Community Development Director

The City Council could create a new full-time Community Development Director position.  This person would be approved by the City Council and report to the City Administrator and/or the CDA.  Ideally, this person should be a educated community development professional, not a "local".  The past Executive Directors have not had college-style community development training.  Jefferson would benefit from a regular infusion of new ideas.  The position should be renewed on a regular basis (every 12 or 18 months) in order to insure re-evaluation.  

This Community Development Director could continue to work closely with local civic groups in order to carry out improvements to the City's infrastructure.  This person would assume the previous duties of the JDC, serving as the City's recruiter and manager for the industrial parks.  Industrial park ordinance violations could be handled by the Community Development Authority.

Chamber funding preserved

With the loss of its "free" full-time Executive Director, the Chamber of Commerce would need to reconsider its situation.  It could ask the City Council for funding to pay for a new director.  The Chamber can decide if this is a part-time or full-time position, justified by facts about the needs of the organization and its potential for self-funding.  This issue could be considered on its own merits without entangling it with everyone's concern for industrial park development.

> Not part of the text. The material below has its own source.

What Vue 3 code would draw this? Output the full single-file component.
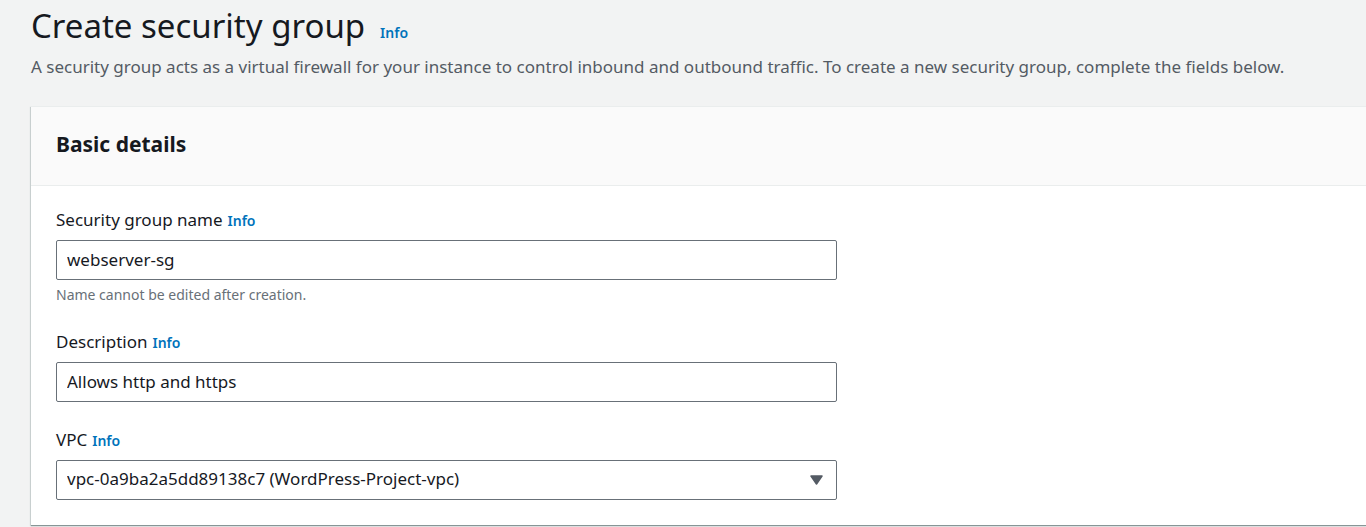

When the CIA was formed in 1995, the Chamber was having a hard time with funding.  That situation has improved, either through changes in economic climate or through the bootstrapping of the City's subsidy.  The Chamber already funds its own full-time secretary, so a daily Chamber presence would be maintained in this interval while the Chamber reorganized its means of daily management.

The Sewer Utility and Water and Electric Commission could continue to allocate funds for community development with the assurance that day-to-day oversight and funding administration would be carried out by the City administration with the approval of the City Council.

This scheme would untangle all the public-versus-private issues that have faced the CIA and JDC because of my open-records inquiries.  The City's goals of economic and community development will still be met.  This proposal doesn't cost much more than the present funding scheme.  It might cost more to hire a professional Community Development Director than it does to pay for the CIA's Executive Director.  I think the key word is "professional" and I'm sure someone can be found at the present level of CIA funding.

Advice for future Council funding

I've come to the conclusion that the City Council needs to be more thorough with its dispensing of funds to private organizations.  In general, it would be better for the City Council to avoid advance general (non-specific) funding of private organizations like the Chamber of Commerce, Friends of Seniors, and Gemuetlichkeit Days, unless more strings are attached to the money.

Instead, the Council should demand a detailed, advance plan for how funding requests will be spent, as well as demanding a post-mortem accounting of how the funds were actually spent.  Is this too much to ask of groups who wish to feed at the public trough?  Is this too much to ask of the City Council as they hand out public money to private organizations?